The groups note in court documents that open government was such a priority with the framers that they hired professional stenographers from Denver to record verbatim the entire debates of the Idaho Constitutional Convention.

Between 1990 and 2003, legislative analysts say only one of thousands of committee hearings was closed to the public. But in 2003 six committee meetings were held secretly, prompting the media group’s lawsuit.

As lawmakers negotiated a contentious water rights settlement with the Nez Perce Tribe in the 2004 session, other meetings were also held behind closed doors. No meetings were closed last year, but the Senate voted in February for rule changes allowing committees to close hearings for any reason as long as two-thirds of their members voted in support.
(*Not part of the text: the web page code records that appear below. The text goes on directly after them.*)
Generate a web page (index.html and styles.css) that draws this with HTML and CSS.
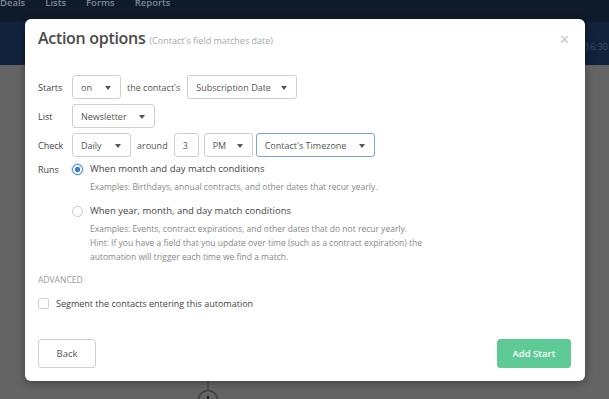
FILE: index.html
```html
<!DOCTYPE html>
<html lang="en">
<head>
    <meta charset="UTF-8">
    <title>Action options</title>
    <link rel="stylesheet" href="styles.css">
</head>
<body>
    <div class="app">
        <nav class="topnav">
            <span>Deals</span>
            <span>Lists</span>
            <span>Forms</span>
            <span>Reports</span>
        </nav>
        <div class="subbar"><span class="time">16:30</span></div>
        <div class="canvas">
            <svg class="node" width="24" height="40" viewBox="0 0 24 40">
                <line x1="12" y1="0" x2="12" y2="21" stroke="#4a4a4a" stroke-width="1.5"/>
                <circle cx="12" cy="31" r="9.5" fill="none" stroke="#3e3e3e" stroke-width="1.5"/>
                <line x1="12" y1="27" x2="12" y2="40" stroke="#1e1e1e" stroke-width="2"/>
            </svg>
        </div>
    </div>

    <div class="modal">
        <div class="modal-head">
            <h2>Action options</h2>
            <span class="sub">(Contact's field matches date)</span>
            <span class="close">&#x2715;</span>
        </div>

        <div class="form">
            <div class="row">
                <span class="label">Starts</span>
                <span class="select w-on">on</span>
                <span class="text">the contact's</span>
                <span class="select w-field">Subscription Date</span>
            </div>
            <div class="row">
                <span class="label">List</span>
                <span class="select w-list">Newsletter</span>
            </div>
            <div class="row">
                <span class="label">Check</span>
                <span class="select w-daily">Daily</span>
                <span class="text">around</span>
                <span class="input">3</span>
                <span class="select w-pm">PM</span>
                <span class="select w-tz focus">Contact's Timezone</span>
            </div>

            <div class="runs">
                <span class="label">Runs</span>
                <div class="options">
                    <div class="option">
                        <span class="radio checked"></span>
                        <div>
                            <div class="opt-title">When month and day match conditions</div>
                            <div class="opt-desc">Examples: Birthdays, annual contracts, and other dates that recur yearly.</div>
                        </div>
                    </div>
                    <div class="option">
                        <span class="radio"></span>
                        <div>
                            <div class="opt-title">When year, month, and day match conditions</div>
                            <div class="opt-desc">Examples: Events, contract expirations, and other dates that do not recur yearly.<br>Hint: If you have a field that you update over time (such as a contract expiration) the automation will trigger each time we find a match.</div>
                        </div>
                    </div>
                </div>
            </div>

            <div class="advanced">ADVANCED</div>
            <label class="check"><span class="box"></span>Segment the contacts entering this automation</label>
        </div>

        <div class="modal-foot">
            <button class="btn">Back</button>
            <button class="btn primary">Add Start</button>
        </div>
    </div>
</body>
</html>
```

FILE: styles.css
```css
* {
    box-sizing: border-box;
}
body {
    margin: 0;
    font-family: 'Open Sans', 'Liberation Sans', sans-serif;
    background: #646464;
    width: 609px;
    height: 399px;
    overflow: hidden;
    position: relative;
}
.app {
    height: 399px;
    display: flex;
    flex-direction: column;
}
.topnav {
    height: 22px;
    background: #0f1a2a;
    display: flex;
    gap: 20px;
    padding-left: 0;
    font-size: 9.5px;
    font-weight: 600;
    line-height: 5px;
    color: #7e8999;
    overflow: hidden;
}
.subbar {
    height: 43px;
    background: #12223c;
    display: flex;
    justify-content: flex-end;
    align-items: center;
    padding-top: 6px;
}
.time {
    font-size: 9px;
    color: #3b4c68;
    margin-right: 1px;
}
.canvas {
    flex: 1;
    background: #646464;
    position: relative;
}
.node {
    position: absolute;
    left: 196px;
    top: 304px;
}

/* modal */
.modal {
    position: absolute;
    top: 19px;
    left: 25px;
    width: 560px;
    height: 362px;
    background: #fff;
    border-radius: 6px;
    box-shadow: 0 2px 8px rgba(0, 0, 0, 0.35);
    display: flex;
    flex-direction: column;
    padding: 0 14px 13px 13px;
    color: #444;
}
.modal-head {
    display: flex;
    align-items: baseline;
    height: 44px;
    padding-top: 8px;
}
.modal-head h2 {
    margin: 0;
    font-size: 16px;
    font-weight: 600;
    color: #4a4a4a;
    letter-spacing: -0.3px;
}
.sub {
    margin-left: 4px;
    font-size: 9px;
    color: #a8a8a8;
}
.close {
    margin-left: auto;
    align-self: flex-start;
    margin-top: 3px;
    font-size: 13px;
    color: #c8c8c8;
    margin-right: 1px;
}

.form {
    flex: 1;
    padding-top: 12px;
    font-size: 9px;
}
.row {
    display: flex;
    align-items: center;
    gap: 6px;
    margin-bottom: 5px;
}
.label {
    width: 28px;
    flex-shrink: 0;
    color: #444;
}
.text {
    color: #555;
}
.select,
.input {
    height: 24px;
    border: 1px solid #cfcfcf;
    border-radius: 3px;
    display: flex;
    align-items: center;
    padding-left: 8px;
    color: #555;
    position: relative;
    background: #fff;
    flex-shrink: 0;
}
.select::after {
    content: "";
    position: absolute;
    right: 9px;
    top: 10px;
    border-left: 3.5px solid transparent;
    border-right: 3.5px solid transparent;
    border-top: 4px solid #555;
}
.focus {
    border-color: #7ba4dc;
}
.w-on { width: 49px; }
.w-field { width: 110px; margin-left: 1px; }
.w-list { width: 83px; }
.w-daily { width: 59px; }
.input { width: 25px; }
.w-pm { width: 49px; margin-left: -1px; }
.w-tz { width: 119px; margin-left: -3px; }

.runs {
    display: flex;
    margin-top: 1px;
}
.runs .label {
    width: 34px;
    padding-top: 1px;
}
.options {
    display: flex;
    flex-direction: column;
    gap: 10px;
}
.option {
    display: flex;
    gap: 7px;
}
.radio {
    width: 11px;
    height: 11px;
    border-radius: 50%;
    border: 1px solid #c8c8c8;
    margin-top: 2px;
    flex-shrink: 0;
}
.radio.checked {
    border-color: #3d7ed5;
    background: radial-gradient(circle, #3d7ed5 0 2.5px, #fff 3px);
    box-shadow: 0 0 0 1px rgba(61, 126, 213, 0.25);
}
.opt-title {
    color: #444;
    font-size: 9.5px;
    line-height: 14px;
}
.opt-desc {
    margin-top: 4px;
    max-width: 365px;
    color: #888;
    font-size: 8.5px;
    line-height: 14px;
}
.advanced {
    margin-top: 10px;
    font-size: 8.5px;
    color: #999;
}
.check {
    display: flex;
    align-items: center;
    gap: 7px;
    margin-top: 12px;
    color: #444;
}
.box {
    width: 11px;
    height: 11px;
    border: 1px solid #ccd3dc;
    border-radius: 2px;
}

.modal-foot {
    display: flex;
    justify-content: space-between;
}
.btn {
    height: 29px;
    width: 58px;
    border: 1px solid #cfcfcf;
    border-radius: 3px;
    background: #fff;
    font-family: 'Open Sans', sans-serif;
    font-size: 9.5px;
    color: #555;
}
.btn.primary {
    width: 74px;
    border-color: #5ecb96;
    background: #5ecb96;
    color: #fff;
    font-weight: 600;
}
```
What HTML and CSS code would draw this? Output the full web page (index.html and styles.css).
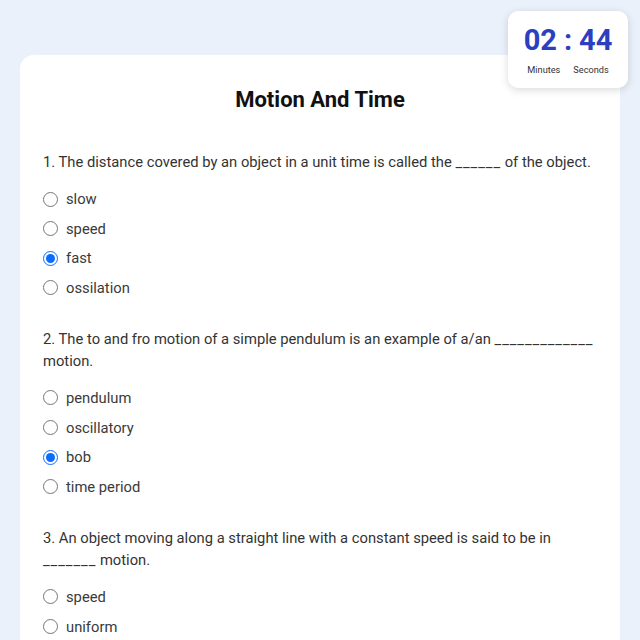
FILE: index.html
```html
<!DOCTYPE html>
<html>
<head>
<meta charset="utf-8">
<link rel="stylesheet" href="styles.css">
</head>
<body>
<div class="timer">
  <div class="digits"><span class="num">02</span><span class="colon">:</span><span class="num">44</span></div>
  <div class="labels"><span class="lbl">Minutes</span><span class="lbl">Seconds</span></div>
</div>
<main class="card">
  <h1 class="title">Motion And Time</h1>
  <section class="question">
    <p class="qtext">1. The distance covered by an object in a unit time is called the <span class="blank">______</span> of the object.</p>
    <div class="options">
      <label class="opt"><input type="radio" name="q1"><span>slow</span></label>
      <label class="opt"><input type="radio" name="q1"><span>speed</span></label>
      <label class="opt"><input type="radio" name="q1" checked><span>fast</span></label>
      <label class="opt"><input type="radio" name="q1"><span>ossilation</span></label>
    </div>
  </section>
  <section class="question">
    <p class="qtext">2. The to and fro motion of a simple pendulum is an example of a/an <span class="blank">_____________</span> motion.</p>
    <div class="options">
      <label class="opt"><input type="radio" name="q2"><span>pendulum</span></label>
      <label class="opt"><input type="radio" name="q2"><span>oscillatory</span></label>
      <label class="opt"><input type="radio" name="q2" checked><span>bob</span></label>
      <label class="opt"><input type="radio" name="q2"><span>time period</span></label>
    </div>
  </section>
  <section class="question">
    <p class="qtext">3. An object moving along a straight line with a constant speed is said to be in <span class="blank">_______</span> motion.</p>
    <div class="options">
      <label class="opt"><input type="radio" name="q3"><span>speed</span></label>
      <label class="opt"><input type="radio" name="q3"><span>uniform</span></label>
      <label class="opt"><input type="radio" name="q3"><span>non-uniform</span></label>
      <label class="opt"><input type="radio" name="q3"><span>oscillatory</span></label>
    </div>
  </section>
</main>
</body>
</html>
```
FILE: styles.css
```css
html, body {
  margin: 0;
  padding: 0;
}
body {
  background: #eaf1fa;
  font-family: Roboto, "Liberation Sans", sans-serif;
  color: #333;
  padding: 55px 20px 20px;
}
.card {
  background: #fff;
  border-radius: 14px;
  padding: 31px 23px 30px;
}
.title {
  margin: 0 0 37px;
  font-size: 22px;
  line-height: 28px;
  font-weight: 700;
  text-align: center;
  color: #111;
}
.question {
  margin-bottom: 29px;
}
.qtext {
  margin: 0 0 15px;
  font-size: 14.75px;
  line-height: 22px;
  color: #333;
}
.blank {
  letter-spacing: 0.95px;
}
.options {
  display: flex;
  flex-direction: column;
  gap: 7.67px;
}
.opt {
  display: flex;
  align-items: center;
  height: 22px;
  font-size: 14.75px;
  color: #3a3a3a;
}
.opt input {
  width: 15px;
  height: 15px;
  margin: 0 8px 0 0;
  accent-color: #0a6cff;
}
.timer {
  position: absolute;
  top: 11px;
  right: 12px;
  width: 120px;
  height: 77px;
  box-sizing: border-box;
  background: #fff;
  border-radius: 10px;
  box-shadow: 0 2px 8px rgba(0, 0, 0, 0.15);
  display: flex;
  flex-direction: column;
  align-items: center;
  padding-top: 14px;
}
.digits {
  display: flex;
  gap: 7px;
  font-size: 29px;
  line-height: 30px;
  font-weight: 700;
  color: #2b3fbf;
}
.labels {
  display: flex;
  gap: 13px;
  margin-top: 9px;
  font-size: 9.2px;
  line-height: 12px;
  color: #333;
}
```
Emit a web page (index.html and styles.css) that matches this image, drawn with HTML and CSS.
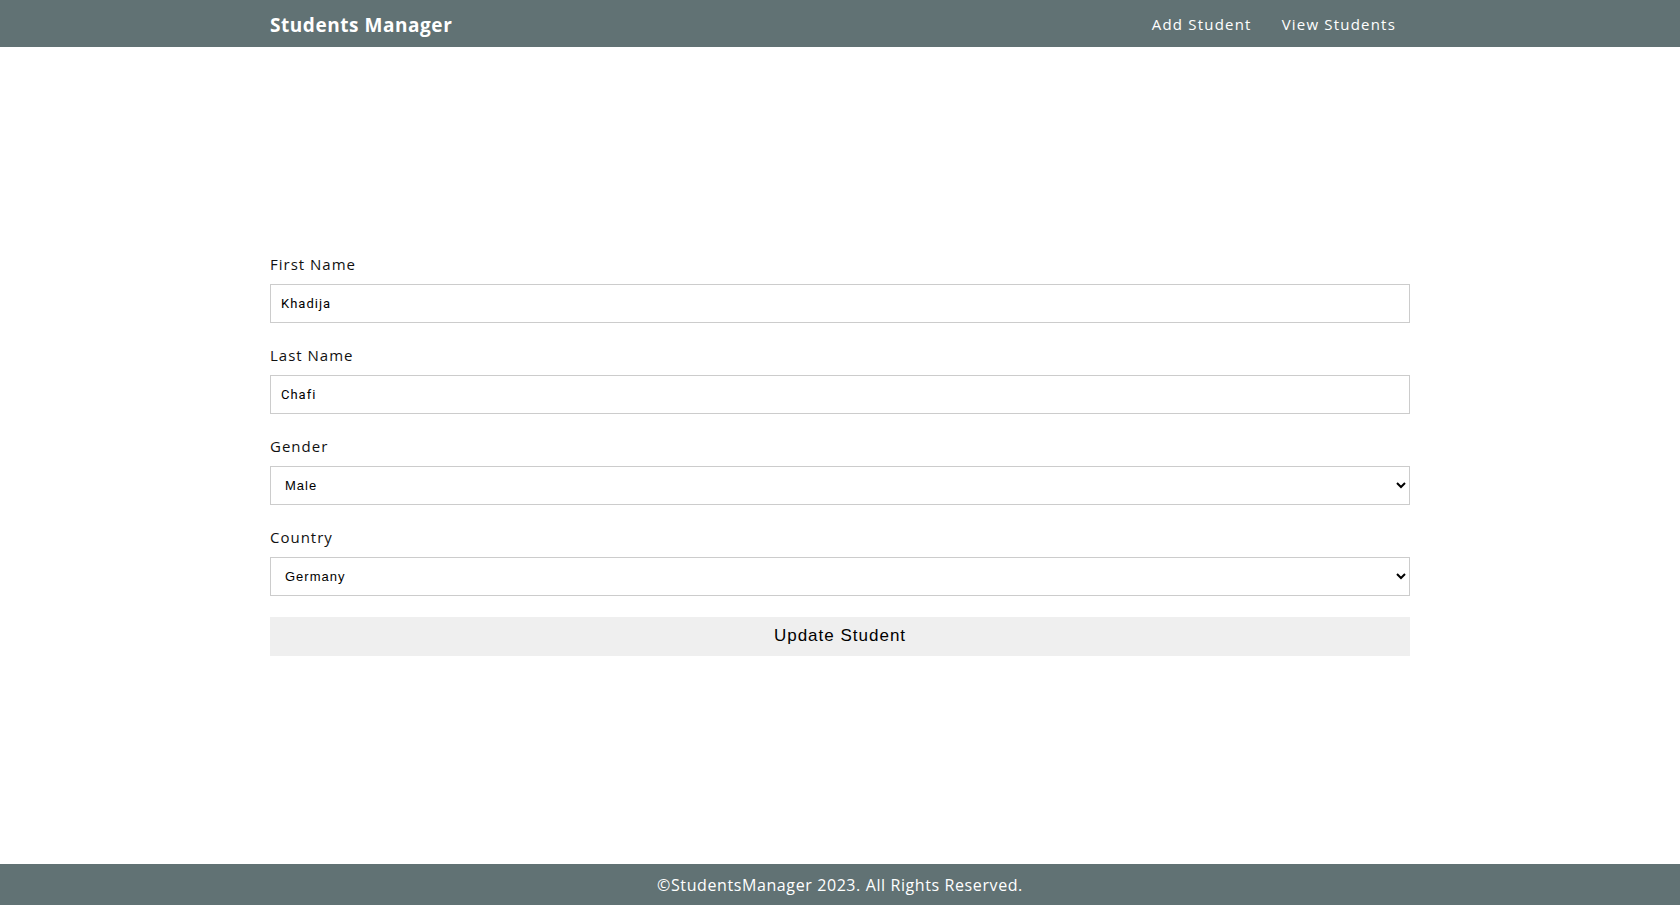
FILE: index.html
```html
<!DOCTYPE html>
<html lang="en">
<head>
<meta charset="utf-8">
<title>Students Manager</title>
<link rel="stylesheet" href="styles.css">
</head>
<body>
<header class="topbar">
  <div class="container bar-inner">
    <a class="brand" href="#">Students Manager</a>
    <nav class="nav">
      <a href="#">Add Student</a>
      <a href="#">View Students</a>
    </nav>
  </div>
</header>
<main class="main">
  <form class="container student-form">
    <div class="form-group">
      <label for="fn">First Name</label>
      <input id="fn" type="text" value="Khadija">
    </div>
    <div class="form-group">
      <label for="ln">Last Name</label>
      <input id="ln" type="text" value="Chafi">
    </div>
    <div class="form-group">
      <label for="gd">Gender</label>
      <select id="gd">
        <option selected>Male</option>
        <option>Female</option>
      </select>
    </div>
    <div class="form-group last">
      <label for="ct">Country</label>
      <select id="ct">
        <option>Morocco</option>
        <option selected>Germany</option>
        <option>France</option>
      </select>
    </div>
    <button type="button" class="submit">Update Student</button>
  </form>
</main>
<footer class="footer">
  <p>©StudentsManager 2023. All Rights Reserved.</p>
</footer>
</body>
</html>
```
FILE: styles.css
```css
* { box-sizing: border-box; }
html, body { margin: 0; padding: 0; }
body {
  min-height: 100vh;
  display: flex;
  flex-direction: column;
  font-family: "Open Sans", "Noto Sans", sans-serif;
  color: #111;
  background: #fff;
}
.container {
  width: 1140px;
  margin: 0 auto;
}
.topbar {
  background: #617274;
  height: 47px;
}
.bar-inner {
  height: 47px;
  display: flex;
  align-items: center;
  justify-content: space-between;
}
.brand {
  color: #fff;
  text-decoration: none;
  font-weight: 700;
  font-size: 19px;
  letter-spacing: 0.55px;
  padding-top: 2px;
}
.nav { display: flex; }
.nav a {
  color: #fff;
  text-decoration: none;
  font-size: 15px;
  letter-spacing: 1.2px;
  padding: 0 15px;
}
.nav a:last-child { padding-right: 14px; }
.main {
  flex: 1;
  display: flex;
  align-items: center;
  padding-bottom: 2px;
}
.student-form {
  display: flex;
  flex-direction: column;
}
.form-group {
  display: flex;
  flex-direction: column;
  margin-bottom: 22px;
}
.form-group.last { margin-bottom: 21px; }
.form-group label {
  font-size: 15px;
  line-height: 20px;
  letter-spacing: 1px;
  margin-bottom: 10px;
  color: #111;
}
.form-group input,
.form-group select {
  height: 39px;
  border: 1px solid #ccc;
  border-radius: 0;
  padding: 0 10px;
  font-size: 13px;
  letter-spacing: 1px;
  color: #000;
  background: #fff;
}
.form-group input { font-family: Roboto, "Liberation Sans", sans-serif; padding-top: 1px; }
.form-group select { font-family: "Liberation Sans", Arial, sans-serif; padding-top: 1px; }
.submit {
  height: 39px;
  border: none;
  background: #efefef;
  font-family: "Liberation Sans", Arial, sans-serif;
  font-size: 17px;
  letter-spacing: 1px;
  color: #000;
}
.footer {
  background: #617274;
  height: 41px;
  margin-bottom: 18px;
  display: flex;
  align-items: center;
  justify-content: center;
}
.footer p {
  margin: 0;
  color: #fff;
  font-size: 16px;
  letter-spacing: 0.6px;
}
```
Republican legislative leaders have argued that closed-door committee meetings are sometimes necessary for lawmakers to openly discuss ideas or proposals, or to consider issues of security, litigation and state employee discipline.

Minority Democrats have chastised the GOP leadership for the secrecy policy, and have balked at signing onto a Republican proposal for a “limited closure” rule that would keep meetings open except in extraordinary circumstances.

Democratic leaders have said they prefer to wait for the Supreme Court to rule in the Idaho Press Club appeal before deciding whether to support any limited closure rule.

Idaho, Nevada and Wyoming are the only Western states where legislative committees can cite any reason to close hearings to the public.

Montana, Oregon and Washington require legislative committee hearings always to be open, while Arizona, California, Colorado, New Mexico and Utah allow committees to close hearings only for specified extraordinary reasons.